The _all field only includes "text" and date/timestamp fields (fields of type text, varchar, character, date, time, timestamp, json, jsonb), unless the field is of type fulltext or a custom DOMAIN defined AS text.

If the custom DOMAIN type is defined AS varchar(<length>) then it is included in the _all field.

Note that for "text" fields not included in _all, ZomboDB expands queries to include such fields. This means that in general, it's transparent to you that some fields aren't included in _all and also ensures that the proper analyzer is used at search time. ZomboDB does not expand queries to non-"text" fields (ie, integer, bigint, boolean, etc).

Custom Field Mappings

ZomboDB also allows you to set custom field mappings per table.field. This begins by calling ZomboDB's zdb_define_mapping() function:

FUNCTION zdb_define_mapping(table_name regclass, field_name text, definition json);

An example for a field named content might be:

SELECT zdb_define_mapping('my_table', 'content', '{
          "store": false,
          "type": "string",
          "index_options": "positions",
          "include_in_all": "false",
          "analyzer": "fulltext",
          "fielddata": {
            "format": "disabled"
          },
          "norms": {
            "enabled": false
          }
        }');

Note that this is an advanced-use feature and the mapping you provide must definitely provide all the properties you might need (type, analyzer, etc) -- it completely replaces any ZomboDB-default mapping properties for the field.

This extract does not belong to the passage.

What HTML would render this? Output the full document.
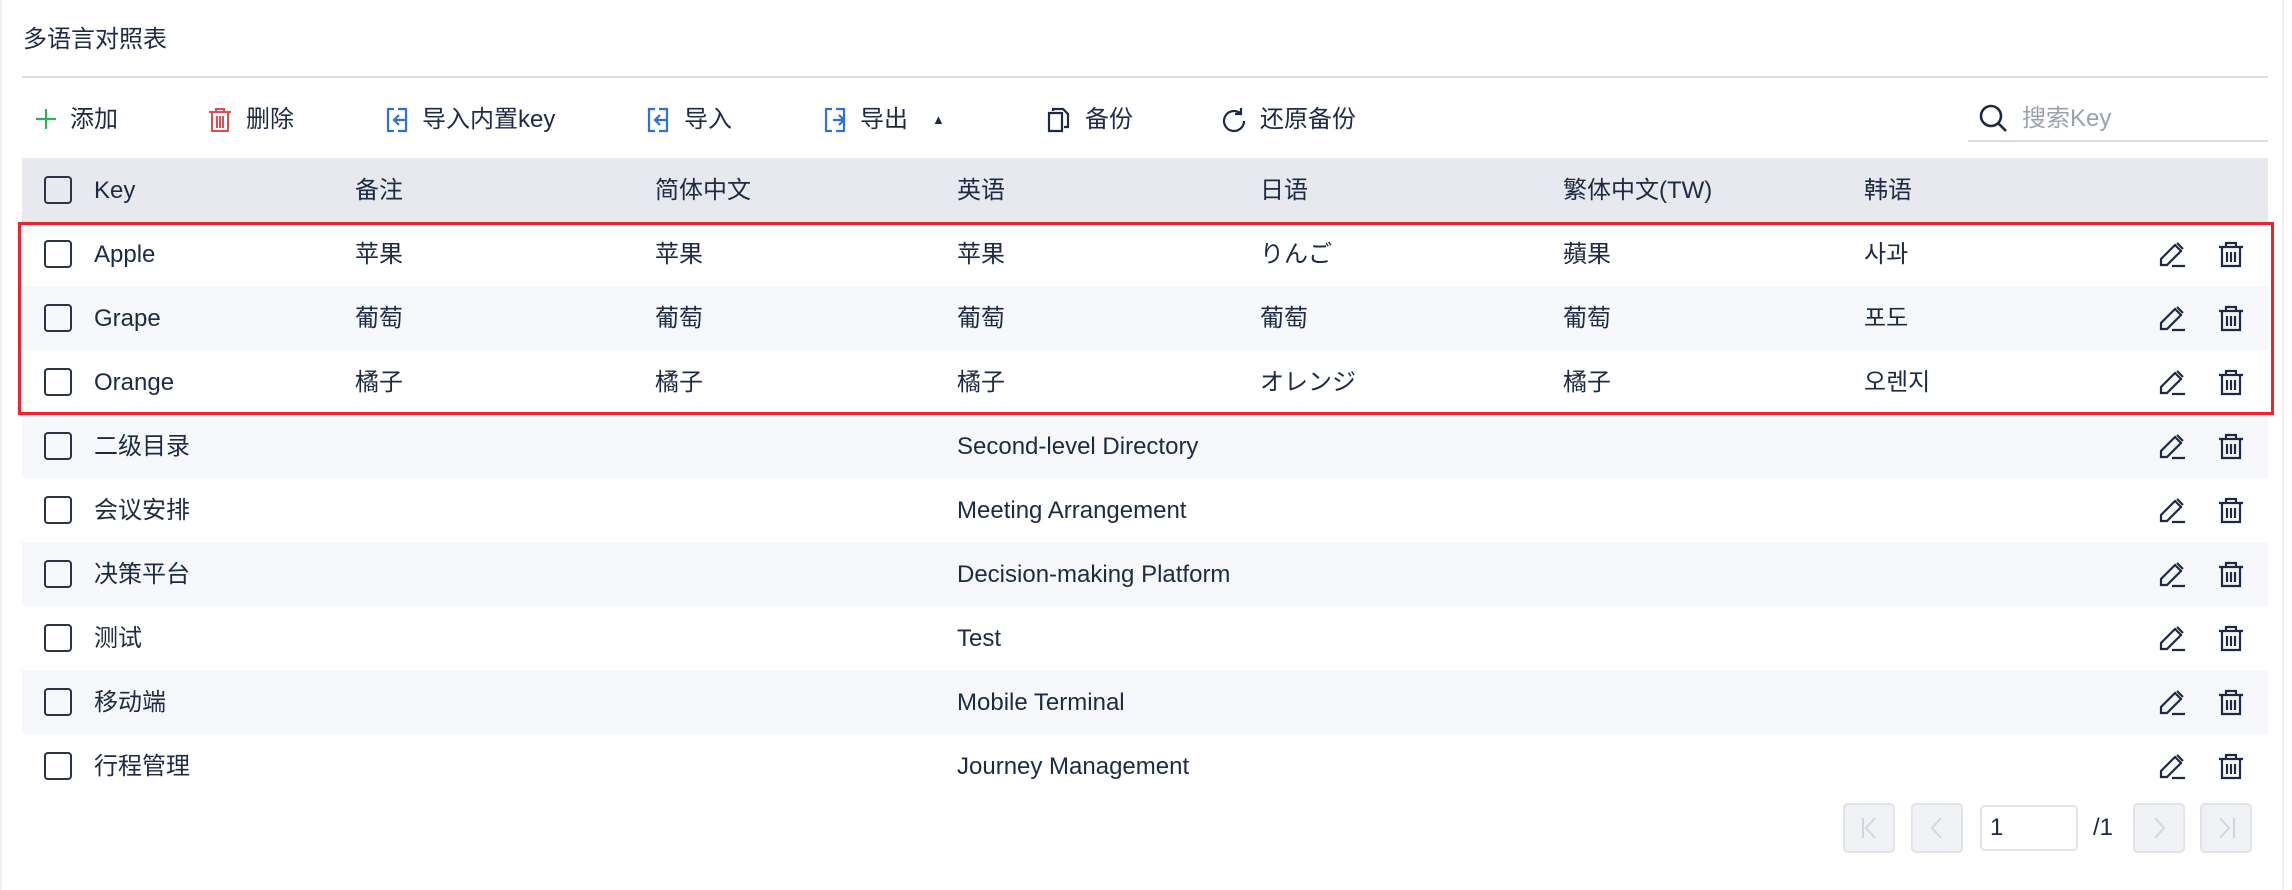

The Elasticsearch mapping documentation explains in detail what can be used here.

Note that ZomboDB does not store document source, and that Elasticsearch's default setting for per-field storage is false (ie, "store":false). Setting "store":true is a waste of disk space as ZomboDB will never use it.

How to Apply Changes to Custom Analyzers or Field Mappings

When you make a change to an existing custom analyzer/filter/char_filter or a field mapping, you need to REINDEX INDEX index_name any indexes that use the thing you changed. Otherwise, your changes will not be visible to the underlying Elasticsearch index.